Code that builds pages
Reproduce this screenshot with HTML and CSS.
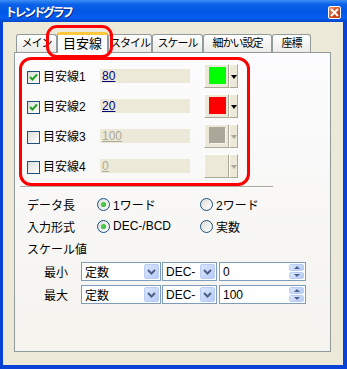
FILE: index.html
```
<!DOCTYPE html>
<html lang="ja">
<head>
    <meta charset="UTF-8">
    <title>トレンドグラフ</title>
    <link rel="stylesheet" href="styles.css">
</head>
<body>
    <div class="window">
        <div class="titlebar">
            <span class="title">トレンドグラフ</span>
            <span class="close">
                <svg width="9" height="9" viewBox="0 0 9 9"><path d="M1 1 L8 8 M8 1 L1 8" stroke="#fff" stroke-width="2"/></svg>
            </span>
        </div>
        <div class="frame">
            <div class="tabs">
                <div class="tab w-main">メイン</div>
                <div class="tab active w-line">目安線</div>
                <div class="tab w-style">スタイル</div>
                <div class="tab w-scale">スケール</div>
                <div class="tab w-detail">細かい設定</div>
                <div class="tab w-coord">座標</div>
            </div>
            <div class="panel">
                <div class="group">
                    <div class="row">
                        <span class="check on"><svg width="9" height="9" viewBox="0 0 9 9"><path d="M1 4 L3.5 6.5 L8 1.5" fill="none" stroke="#21a121" stroke-width="2"/></svg></span>
                        <span class="row-label">目安線1</span>
                        <span class="field"><u>80</u></span>
                        <span class="color-btn"><span class="swatch green"></span><span class="drop"><i class="tri"></i></span></span>
                    </div>
                    <div class="row">
                        <span class="check on"><svg width="9" height="9" viewBox="0 0 9 9"><path d="M1 4 L3.5 6.5 L8 1.5" fill="none" stroke="#21a121" stroke-width="2"/></svg></span>
                        <span class="row-label">目安線2</span>
                        <span class="field"><u>20</u></span>
                        <span class="color-btn"><span class="swatch red"></span><span class="drop"><i class="tri"></i></span></span>
                    </div>
                    <div class="row">
                        <span class="check"></span>
                        <span class="row-label">目安線3</span>
                        <span class="field off"><u>100</u></span>
                        <span class="color-btn"><span class="swatch gray"></span><span class="drop"><i class="tri off"></i></span></span>
                    </div>
                    <div class="row">
                        <span class="check"></span>
                        <span class="row-label">目安線4</span>
                        <span class="field off"><u>0</u></span>
                        <span class="color-btn"><span class="swatch none"></span><span class="drop"><i class="tri off"></i></span></span>
                    </div>
                </div>
                <div class="sep"></div>

                <div class="opts">
                    <div class="opt-row">
                        <span class="opt-label">データ長</span>
                        <span class="opt"><span class="radio on"></span>1ワード</span>
                        <span class="opt"><span class="radio"></span>2ワード</span>
                    </div>
                    <div class="opt-row">
                        <span class="opt-label">入力形式</span>
                        <span class="opt"><span class="radio on"></span>DEC-/BCD</span>
                        <span class="opt"><span class="radio"></span>実数</span>
                    </div>
                    <div class="opt-row">
                        <span class="opt-label">スケール値</span>
                    </div>
                </div>

                <div class="scale">
                    <div class="scale-row">
                        <span class="scale-label">最小</span>
                        <span class="combo w-kind"><span class="combo-text">定数</span><span class="combo-btn"><svg width="9" height="6" viewBox="0 0 9 6"><path d="M1 1 L4.5 4.5 L8 1" fill="none" stroke="#4d6185" stroke-width="2"/></svg></span></span>
                        <span class="combo w-fmt"><span class="combo-text">DEC-</span><span class="combo-btn"><svg width="9" height="6" viewBox="0 0 9 6"><path d="M1 1 L4.5 4.5 L8 1" fill="none" stroke="#4d6185" stroke-width="2"/></svg></span></span>
                        <span class="combo w-spin"><span class="combo-text">0</span><span class="spin"><span class="spin-up"><i class="up"></i></span><span class="spin-down"><i class="down"></i></span></span></span>
                    </div>
                    <div class="scale-row">
                        <span class="scale-label">最大</span>
                        <span class="combo w-kind"><span class="combo-text">定数</span><span class="combo-btn"><svg width="9" height="6" viewBox="0 0 9 6"><path d="M1 1 L4.5 4.5 L8 1" fill="none" stroke="#4d6185" stroke-width="2"/></svg></span></span>
                        <span class="combo w-fmt"><span class="combo-text">DEC-</span><span class="combo-btn"><svg width="9" height="6" viewBox="0 0 9 6"><path d="M1 1 L4.5 4.5 L8 1" fill="none" stroke="#4d6185" stroke-width="2"/></svg></span></span>
                        <span class="combo w-spin"><span class="combo-text">100</span><span class="spin"><span class="spin-up"><i class="up"></i></span><span class="spin-down"><i class="down"></i></span></span></span>
                    </div>
                </div>
            </div>
        </div>
        <div class="mark-tab"></div>
    </div>
</body>
</html>
```

FILE: styles.css
```
body {
    margin: 0;
    font-family: "Liberation Sans", "Noto Sans CJK JP", sans-serif;
    font-size: 12px;
    color: #000;
    background: #0a3fd0;
}
.window {
    position: relative;
    width: 347px;
    height: 369px;
    display: flex;
    flex-direction: column;
}
.titlebar {
    height: 22px;
    display: flex;
    align-items: center;
    justify-content: space-between;
    padding: 0 6px 0 5px;
    background: linear-gradient(#3d8df5 0%, #0a62e8 20%, #0055e5 55%, #0760f2 80%, #0046c8 100%);
}
.title {
    color: #fff;
    font-weight: bold;
    font-size: 12px;
    letter-spacing: -2.5px;
    text-shadow: 1px 1px #0b2a8a;
}
.close {
    width: 11px;
    height: 11px;
    margin-top: 2px;
    border: 1px solid #fff;
    border-radius: 2px;
    background: linear-gradient(135deg, #ec8d6b, #d4461b 60%, #c0350e);
    display: flex;
    align-items: center;
    justify-content: center;
}
.frame {
    flex: 1;
    background: #ece9d8;
    border-left: 3px solid #0842d6;
    border-right: 4px solid #0842d6;
    border-bottom: 4px solid #0842d6;
    padding: 10px 12px 0 11px;
}
.tabs {
    height: 20px;
    display: flex;
    align-items: flex-end;
    padding-left: 2px;
}
.tab {
    box-sizing: border-box;
    height: 18px;
    border: 1px solid #919b9c;
    border-bottom: none;
    border-radius: 3px 3px 0 0;
    background: linear-gradient(#ffffff, #ecebe6);
    text-align: center;
    font-size: 11px;
    line-height: 16px;
    letter-spacing: -1px;
    white-space: nowrap;
    overflow: hidden;
}
.tab.active {
    position: relative;
    z-index: 1;
    height: 21px;
    margin-bottom: -1px;
    border-top: 3px solid #ffc83c;
    background: #fcfcfe;
    line-height: 17px;
    font-size: 13px;
    letter-spacing: 0;
}
.w-main { width: 41px; }
.w-line { width: 51px; }
.w-style { width: 44px; }
.w-scale { width: 51px; }
.w-detail { width: 69px; }
.w-coord { width: 39px; }
.panel {
    box-sizing: border-box;
    height: 300px;
    border: 1px solid #919b9c;
    background: linear-gradient(#fcfcfe, #f4f3ee);
    padding: 4px 0 0 4px;
}
.group {
    box-sizing: border-box;
    width: 231px;
    height: 129px;
    border: 3px solid #ff0000;
    border-radius: 12px;
    padding: 1px 0 2px 5px;
}
.row {
    height: 30px;
    display: flex;
    align-items: center;
}
.check {
    box-sizing: border-box;
    width: 13px;
    height: 13px;
    margin: 2px 3px 0 0;
    border: 1px solid #1c5180;
    background: linear-gradient(135deg, #dcdcd7, #ffffff);
    display: flex;
    align-items: center;
    justify-content: center;
}
.row-label {
    width: 57px;
    line-height: 14px;
    margin-top: 2px;
}
.field {
    box-sizing: border-box;
    width: 90px;
    height: 14px;
    margin-right: 14px;
    padding-left: 2px;
    background: #ece9d8;
    color: #00007f;
    line-height: 14px;
}
.field.off {
    color: #aca899;
}
.color-btn {
    width: 34px;
    height: 24px;
    display: flex;
}
.swatch {
    box-sizing: border-box;
    width: 25px;
    height: 24px;
    border: 1px solid;
    border-color: #fff #aca899 #aca899 #fff;
    background: #ece9d8;
    padding: 2px 0 0 4px;
}
.swatch::after {
    content: "";
    display: block;
    width: 17px;
    height: 17px;
}
.swatch.green::after { background: #00ff00; }
.swatch.red::after { background: #ff0000; }
.swatch.gray::after {
    box-sizing: border-box;
    background: #aca899;
    border: 1px solid #f5f4ee;
    border-top-color: #aca899;
    border-left-color: #aca899;
}
.drop {
    box-sizing: border-box;
    width: 9px;
    height: 24px;
    border: 1px solid;
    border-color: #fff #aca899 #aca899 #fff;
    background: #ece9d8;
    display: flex;
    align-items: center;
    justify-content: center;
}
.tri {
    width: 0;
    height: 0;
    border-left: 3px solid transparent;
    border-right: 3px solid transparent;
    border-top: 4px solid #000;
    margin-top: 1px;
}
.tri.off {
    border-top-color: #aca899;
}
.sep {
    width: 253px;
    margin-left: 1px;
    border-top: 1px solid #aca899;
    border-bottom: 1px solid #fff;
}
.opts {
    margin-top: 5px;
    padding-left: 8px;
}
.opt-row {
    height: 22px;
    display: flex;
    align-items: center;
}
.opt-label {
    width: 70px;
}
.opt {
    width: 103px;
    display: flex;
    align-items: center;
}
.radio {
    box-sizing: border-box;
    width: 13px;
    height: 13px;
    margin-right: 3px;
    border: 1px solid #1c5180;
    border-radius: 50%;
    background: linear-gradient(135deg, #dcdcd7, #ffffff);
    display: flex;
    align-items: center;
    justify-content: center;
}
.radio.on::after {
    content: "";
    width: 5px;
    height: 5px;
    border-radius: 50%;
    background: radial-gradient(circle at 40% 40%, #55d755, #21a121);
}
.scale {
    margin-top: 3px;
    padding-left: 25px;
    display: flex;
    flex-direction: column;
    gap: 4px;
}
.scale-row {
    height: 19px;
    display: flex;
    align-items: center;
}
.scale-label {
    width: 37px;
}
.combo {
    box-sizing: border-box;
    height: 19px;
    border: 1px solid #7f9db9;
    background: #fff;
    display: flex;
    align-items: center;
    justify-content: space-between;
    padding: 0 1px 0 3px;
}
.w-kind { width: 80px; }
.w-fmt { width: 55px; margin-left: 1px; }
.w-spin { width: 87px; margin-left: 2px; }
.combo-btn {
    box-sizing: border-box;
    width: 15px;
    height: 15px;
    border: 1px solid #b9cdf7;
    border-radius: 2px;
    background: linear-gradient(135deg, #dbe6fd, #b6cbf6);
    display: flex;
    align-items: center;
    justify-content: center;
}
.spin {
    width: 15px;
    height: 15px;
    display: flex;
    flex-direction: column;
    gap: 1px;
}
.spin-up, .spin-down {
    box-sizing: border-box;
    flex: 1;
    border: 1px solid #b9cdf7;
    border-radius: 2px;
    background: linear-gradient(135deg, #dbe6fd, #b6cbf6);
    display: flex;
    align-items: center;
    justify-content: center;
}
.up {
    width: 0;
    height: 0;
    border-left: 3px solid transparent;
    border-right: 3px solid transparent;
    border-bottom: 3px solid #4d6185;
}
.down {
    width: 0;
    height: 0;
    border-left: 3px solid transparent;
    border-right: 3px solid transparent;
    border-top: 3px solid #4d6185;
}
.mark-tab {
    position: absolute;
    left: 46px;
    top: 25px;
    width: 67px;
    height: 33px;
    box-sizing: border-box;
    border: 3px solid #ff0000;
    border-radius: 11px;
    z-index: 2;
}
```
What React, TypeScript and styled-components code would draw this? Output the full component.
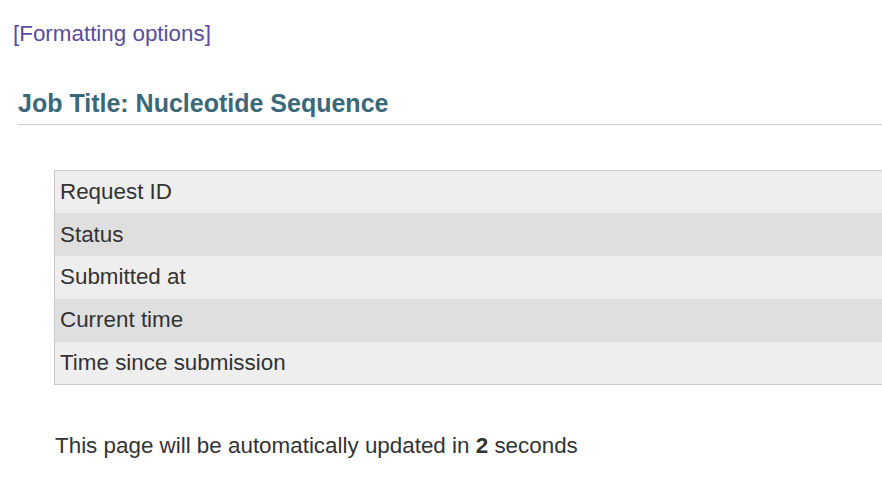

# Task details
List all lines holding the string "this".

# Completed exercise
Reproduce this screenshot with HTML and CSS.
What React, TypeScript and styled-components code would draw this? Output the full component.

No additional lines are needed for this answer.